### Data
*****
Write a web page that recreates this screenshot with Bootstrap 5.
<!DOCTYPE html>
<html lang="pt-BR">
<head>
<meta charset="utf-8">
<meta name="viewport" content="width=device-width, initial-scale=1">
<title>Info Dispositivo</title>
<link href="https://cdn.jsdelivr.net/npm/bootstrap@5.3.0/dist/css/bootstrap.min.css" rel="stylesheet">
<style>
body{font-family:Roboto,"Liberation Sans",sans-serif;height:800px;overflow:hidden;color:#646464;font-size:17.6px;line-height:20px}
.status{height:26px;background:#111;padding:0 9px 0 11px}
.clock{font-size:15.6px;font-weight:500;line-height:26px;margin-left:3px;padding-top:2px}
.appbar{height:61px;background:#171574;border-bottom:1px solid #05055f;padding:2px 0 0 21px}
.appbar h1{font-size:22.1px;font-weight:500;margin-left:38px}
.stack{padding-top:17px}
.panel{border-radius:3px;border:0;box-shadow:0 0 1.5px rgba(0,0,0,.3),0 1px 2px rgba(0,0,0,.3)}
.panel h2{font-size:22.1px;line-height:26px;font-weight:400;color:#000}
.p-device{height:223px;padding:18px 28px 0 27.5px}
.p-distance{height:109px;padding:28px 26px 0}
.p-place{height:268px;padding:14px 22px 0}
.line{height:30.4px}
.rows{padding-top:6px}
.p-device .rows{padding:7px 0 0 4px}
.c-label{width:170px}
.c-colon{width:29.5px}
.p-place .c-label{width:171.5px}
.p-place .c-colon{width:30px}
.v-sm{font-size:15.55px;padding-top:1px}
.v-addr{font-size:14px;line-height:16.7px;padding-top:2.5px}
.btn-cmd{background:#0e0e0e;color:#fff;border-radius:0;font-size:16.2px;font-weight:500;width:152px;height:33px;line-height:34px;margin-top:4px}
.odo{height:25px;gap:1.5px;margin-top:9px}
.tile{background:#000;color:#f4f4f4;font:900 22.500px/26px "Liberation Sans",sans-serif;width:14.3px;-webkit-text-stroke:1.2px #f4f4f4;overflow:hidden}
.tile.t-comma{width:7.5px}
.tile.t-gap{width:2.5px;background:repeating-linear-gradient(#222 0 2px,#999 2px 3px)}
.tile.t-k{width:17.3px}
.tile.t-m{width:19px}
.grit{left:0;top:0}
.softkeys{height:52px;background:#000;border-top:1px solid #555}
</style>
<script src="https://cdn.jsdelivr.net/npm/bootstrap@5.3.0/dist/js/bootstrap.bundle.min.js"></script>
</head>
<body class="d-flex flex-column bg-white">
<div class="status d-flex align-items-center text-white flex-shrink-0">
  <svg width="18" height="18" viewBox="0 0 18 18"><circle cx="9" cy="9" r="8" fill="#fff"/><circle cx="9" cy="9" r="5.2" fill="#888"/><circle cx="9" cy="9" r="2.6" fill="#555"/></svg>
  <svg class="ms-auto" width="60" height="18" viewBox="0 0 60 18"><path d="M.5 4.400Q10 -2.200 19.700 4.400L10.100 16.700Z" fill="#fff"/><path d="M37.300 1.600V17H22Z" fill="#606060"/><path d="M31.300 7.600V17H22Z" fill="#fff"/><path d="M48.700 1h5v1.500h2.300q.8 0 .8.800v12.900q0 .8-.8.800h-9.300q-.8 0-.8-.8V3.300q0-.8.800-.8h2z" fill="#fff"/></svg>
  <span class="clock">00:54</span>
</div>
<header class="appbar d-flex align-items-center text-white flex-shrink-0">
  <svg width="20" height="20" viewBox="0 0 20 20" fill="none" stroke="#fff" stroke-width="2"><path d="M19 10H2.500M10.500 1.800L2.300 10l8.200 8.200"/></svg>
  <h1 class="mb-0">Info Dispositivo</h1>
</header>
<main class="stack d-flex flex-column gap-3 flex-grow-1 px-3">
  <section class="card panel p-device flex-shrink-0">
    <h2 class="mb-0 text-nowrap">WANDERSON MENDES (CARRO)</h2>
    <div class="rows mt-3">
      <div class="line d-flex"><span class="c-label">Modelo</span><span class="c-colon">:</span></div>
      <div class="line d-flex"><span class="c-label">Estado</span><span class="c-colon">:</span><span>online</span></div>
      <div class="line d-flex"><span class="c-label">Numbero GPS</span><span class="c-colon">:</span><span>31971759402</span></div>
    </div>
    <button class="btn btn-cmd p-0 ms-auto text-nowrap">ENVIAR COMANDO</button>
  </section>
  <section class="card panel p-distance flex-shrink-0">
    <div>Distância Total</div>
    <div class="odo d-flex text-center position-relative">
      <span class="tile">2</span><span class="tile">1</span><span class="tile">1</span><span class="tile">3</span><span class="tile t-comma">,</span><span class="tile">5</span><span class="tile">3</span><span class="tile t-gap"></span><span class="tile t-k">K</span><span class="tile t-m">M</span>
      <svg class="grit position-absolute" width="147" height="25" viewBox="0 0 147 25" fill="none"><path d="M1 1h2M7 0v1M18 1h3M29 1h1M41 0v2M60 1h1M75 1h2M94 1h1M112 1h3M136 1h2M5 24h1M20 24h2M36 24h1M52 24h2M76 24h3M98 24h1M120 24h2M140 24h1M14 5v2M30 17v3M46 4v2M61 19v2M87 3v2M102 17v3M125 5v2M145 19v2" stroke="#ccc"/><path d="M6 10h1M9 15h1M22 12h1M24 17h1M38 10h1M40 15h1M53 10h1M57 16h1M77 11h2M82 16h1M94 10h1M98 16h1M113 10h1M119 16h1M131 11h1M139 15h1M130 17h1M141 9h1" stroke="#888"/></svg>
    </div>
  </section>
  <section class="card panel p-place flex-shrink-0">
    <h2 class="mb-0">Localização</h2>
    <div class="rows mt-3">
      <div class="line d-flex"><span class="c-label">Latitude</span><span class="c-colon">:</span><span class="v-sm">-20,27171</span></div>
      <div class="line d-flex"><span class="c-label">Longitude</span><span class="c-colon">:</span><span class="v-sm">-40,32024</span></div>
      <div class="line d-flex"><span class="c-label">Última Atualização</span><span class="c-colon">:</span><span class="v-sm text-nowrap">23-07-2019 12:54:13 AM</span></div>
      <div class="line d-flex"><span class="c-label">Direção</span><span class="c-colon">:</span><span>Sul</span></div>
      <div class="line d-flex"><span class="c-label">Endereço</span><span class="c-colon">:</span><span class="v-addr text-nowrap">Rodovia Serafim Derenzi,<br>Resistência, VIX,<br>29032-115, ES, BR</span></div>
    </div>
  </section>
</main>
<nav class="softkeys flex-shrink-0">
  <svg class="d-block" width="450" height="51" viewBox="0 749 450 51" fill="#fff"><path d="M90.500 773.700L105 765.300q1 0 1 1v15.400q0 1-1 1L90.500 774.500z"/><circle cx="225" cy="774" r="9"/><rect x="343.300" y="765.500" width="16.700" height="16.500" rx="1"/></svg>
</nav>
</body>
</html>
*****
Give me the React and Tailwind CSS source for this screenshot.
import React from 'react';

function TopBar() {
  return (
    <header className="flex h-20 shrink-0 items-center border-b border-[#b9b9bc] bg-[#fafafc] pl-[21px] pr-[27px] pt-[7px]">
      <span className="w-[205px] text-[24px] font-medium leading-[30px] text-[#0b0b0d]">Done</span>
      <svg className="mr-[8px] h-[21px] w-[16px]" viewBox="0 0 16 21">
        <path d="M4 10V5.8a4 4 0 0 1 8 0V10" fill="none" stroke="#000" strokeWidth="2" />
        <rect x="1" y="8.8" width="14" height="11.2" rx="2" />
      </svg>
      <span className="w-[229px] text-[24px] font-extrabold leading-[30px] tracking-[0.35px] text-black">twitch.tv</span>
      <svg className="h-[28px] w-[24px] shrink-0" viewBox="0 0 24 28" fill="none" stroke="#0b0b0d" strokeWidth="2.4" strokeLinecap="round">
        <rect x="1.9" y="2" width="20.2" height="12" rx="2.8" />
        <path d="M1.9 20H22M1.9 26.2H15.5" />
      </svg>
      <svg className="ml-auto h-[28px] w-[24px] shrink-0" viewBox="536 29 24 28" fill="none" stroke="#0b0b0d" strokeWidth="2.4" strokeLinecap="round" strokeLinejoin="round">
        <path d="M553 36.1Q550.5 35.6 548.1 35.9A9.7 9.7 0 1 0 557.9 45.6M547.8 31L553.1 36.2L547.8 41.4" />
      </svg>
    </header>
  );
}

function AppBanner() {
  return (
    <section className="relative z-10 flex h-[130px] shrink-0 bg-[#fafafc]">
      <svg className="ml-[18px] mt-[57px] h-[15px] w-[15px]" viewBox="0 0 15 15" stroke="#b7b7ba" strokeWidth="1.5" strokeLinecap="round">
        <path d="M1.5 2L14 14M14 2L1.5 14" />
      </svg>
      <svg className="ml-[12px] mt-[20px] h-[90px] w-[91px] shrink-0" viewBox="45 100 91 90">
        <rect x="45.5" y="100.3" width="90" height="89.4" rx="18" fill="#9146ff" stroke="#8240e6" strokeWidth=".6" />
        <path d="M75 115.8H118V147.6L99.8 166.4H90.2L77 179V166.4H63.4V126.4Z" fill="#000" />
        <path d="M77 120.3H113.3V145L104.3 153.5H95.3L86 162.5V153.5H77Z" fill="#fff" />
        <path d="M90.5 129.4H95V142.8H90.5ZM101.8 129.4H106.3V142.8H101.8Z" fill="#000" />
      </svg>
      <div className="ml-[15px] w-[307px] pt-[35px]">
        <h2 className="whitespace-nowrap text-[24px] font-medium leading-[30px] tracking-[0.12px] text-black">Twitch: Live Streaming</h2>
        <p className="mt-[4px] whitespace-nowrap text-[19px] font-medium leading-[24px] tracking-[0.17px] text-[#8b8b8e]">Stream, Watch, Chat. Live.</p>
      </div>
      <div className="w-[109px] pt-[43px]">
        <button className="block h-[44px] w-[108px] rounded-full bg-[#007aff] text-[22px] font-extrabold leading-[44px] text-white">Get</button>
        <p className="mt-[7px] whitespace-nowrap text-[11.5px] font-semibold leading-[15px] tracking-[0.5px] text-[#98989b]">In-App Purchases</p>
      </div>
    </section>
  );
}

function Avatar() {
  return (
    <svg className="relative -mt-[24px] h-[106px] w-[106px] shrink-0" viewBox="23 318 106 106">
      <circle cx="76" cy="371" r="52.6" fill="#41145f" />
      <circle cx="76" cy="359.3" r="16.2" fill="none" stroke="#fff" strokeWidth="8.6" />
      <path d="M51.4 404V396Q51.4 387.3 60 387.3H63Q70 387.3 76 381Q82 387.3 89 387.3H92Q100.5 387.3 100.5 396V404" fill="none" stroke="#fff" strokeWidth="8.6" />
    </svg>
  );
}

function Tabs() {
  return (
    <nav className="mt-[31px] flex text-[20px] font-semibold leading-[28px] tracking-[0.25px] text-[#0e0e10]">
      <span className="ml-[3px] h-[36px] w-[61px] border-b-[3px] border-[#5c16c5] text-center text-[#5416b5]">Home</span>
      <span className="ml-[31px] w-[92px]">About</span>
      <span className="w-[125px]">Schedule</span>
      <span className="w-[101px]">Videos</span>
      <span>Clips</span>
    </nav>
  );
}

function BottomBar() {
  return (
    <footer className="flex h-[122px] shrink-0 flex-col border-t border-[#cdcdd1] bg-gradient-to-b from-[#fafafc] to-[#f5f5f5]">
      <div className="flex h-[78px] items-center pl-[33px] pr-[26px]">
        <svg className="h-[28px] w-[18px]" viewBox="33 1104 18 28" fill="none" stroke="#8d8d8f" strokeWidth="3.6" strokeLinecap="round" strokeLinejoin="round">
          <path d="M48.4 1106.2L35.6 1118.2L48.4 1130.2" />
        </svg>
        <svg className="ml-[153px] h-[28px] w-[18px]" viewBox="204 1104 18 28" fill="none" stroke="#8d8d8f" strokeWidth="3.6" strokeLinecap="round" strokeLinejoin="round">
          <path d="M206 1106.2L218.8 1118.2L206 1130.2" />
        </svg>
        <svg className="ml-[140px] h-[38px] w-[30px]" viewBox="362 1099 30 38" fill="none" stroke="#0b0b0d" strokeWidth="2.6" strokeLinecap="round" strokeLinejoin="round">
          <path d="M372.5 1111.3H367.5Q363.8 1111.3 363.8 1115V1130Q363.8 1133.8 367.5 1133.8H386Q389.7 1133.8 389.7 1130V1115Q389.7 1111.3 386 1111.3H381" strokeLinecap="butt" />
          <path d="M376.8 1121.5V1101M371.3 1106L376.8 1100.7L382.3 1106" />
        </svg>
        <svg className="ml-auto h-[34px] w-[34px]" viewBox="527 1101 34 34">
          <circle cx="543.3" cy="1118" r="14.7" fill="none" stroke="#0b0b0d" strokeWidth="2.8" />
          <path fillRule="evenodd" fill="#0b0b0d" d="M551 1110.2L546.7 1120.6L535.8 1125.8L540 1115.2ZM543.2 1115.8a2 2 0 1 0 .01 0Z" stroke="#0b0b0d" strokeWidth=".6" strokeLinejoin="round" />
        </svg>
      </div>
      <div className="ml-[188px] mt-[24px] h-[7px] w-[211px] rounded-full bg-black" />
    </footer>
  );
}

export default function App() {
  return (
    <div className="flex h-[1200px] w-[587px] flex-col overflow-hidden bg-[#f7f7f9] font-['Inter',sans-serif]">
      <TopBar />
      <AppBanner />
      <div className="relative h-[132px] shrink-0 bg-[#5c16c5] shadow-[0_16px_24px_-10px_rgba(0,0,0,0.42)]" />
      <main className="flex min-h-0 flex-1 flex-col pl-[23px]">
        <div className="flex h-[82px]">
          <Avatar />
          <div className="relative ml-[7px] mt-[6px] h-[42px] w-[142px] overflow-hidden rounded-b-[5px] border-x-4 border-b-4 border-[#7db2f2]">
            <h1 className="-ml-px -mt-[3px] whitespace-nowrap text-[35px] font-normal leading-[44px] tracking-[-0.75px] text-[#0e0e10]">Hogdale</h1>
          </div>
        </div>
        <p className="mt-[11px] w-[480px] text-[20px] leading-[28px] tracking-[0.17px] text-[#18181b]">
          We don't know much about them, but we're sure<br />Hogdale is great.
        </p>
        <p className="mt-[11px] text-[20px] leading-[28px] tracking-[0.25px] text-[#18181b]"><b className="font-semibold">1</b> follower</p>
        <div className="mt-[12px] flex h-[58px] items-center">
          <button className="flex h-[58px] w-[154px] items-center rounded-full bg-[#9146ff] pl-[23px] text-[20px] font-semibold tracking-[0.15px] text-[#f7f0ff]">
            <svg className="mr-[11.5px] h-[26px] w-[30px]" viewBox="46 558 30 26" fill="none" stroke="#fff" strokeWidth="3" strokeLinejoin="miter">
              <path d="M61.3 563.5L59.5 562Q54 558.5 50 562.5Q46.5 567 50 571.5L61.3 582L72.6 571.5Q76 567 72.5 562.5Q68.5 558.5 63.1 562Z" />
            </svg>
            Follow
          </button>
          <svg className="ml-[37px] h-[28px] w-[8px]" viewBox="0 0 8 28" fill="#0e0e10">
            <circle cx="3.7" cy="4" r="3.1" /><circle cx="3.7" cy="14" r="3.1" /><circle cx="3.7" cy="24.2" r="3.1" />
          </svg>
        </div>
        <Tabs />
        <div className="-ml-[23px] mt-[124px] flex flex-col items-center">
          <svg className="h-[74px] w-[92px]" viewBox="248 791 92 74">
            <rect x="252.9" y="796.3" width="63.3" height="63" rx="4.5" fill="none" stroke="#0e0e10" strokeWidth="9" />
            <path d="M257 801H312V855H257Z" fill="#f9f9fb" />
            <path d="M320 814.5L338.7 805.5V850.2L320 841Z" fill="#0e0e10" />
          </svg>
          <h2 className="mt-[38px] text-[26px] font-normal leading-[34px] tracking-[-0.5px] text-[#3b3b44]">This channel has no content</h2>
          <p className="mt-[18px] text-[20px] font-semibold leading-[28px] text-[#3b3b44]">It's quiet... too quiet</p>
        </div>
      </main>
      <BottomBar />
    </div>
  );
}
*****
### Stated problem
Filter the records above and return every line that holds the word "screenshot".

### Answer to this task
Write a web page that recreates this screenshot with Bootstrap 5.
Give me the React and Tailwind CSS source for this screenshot.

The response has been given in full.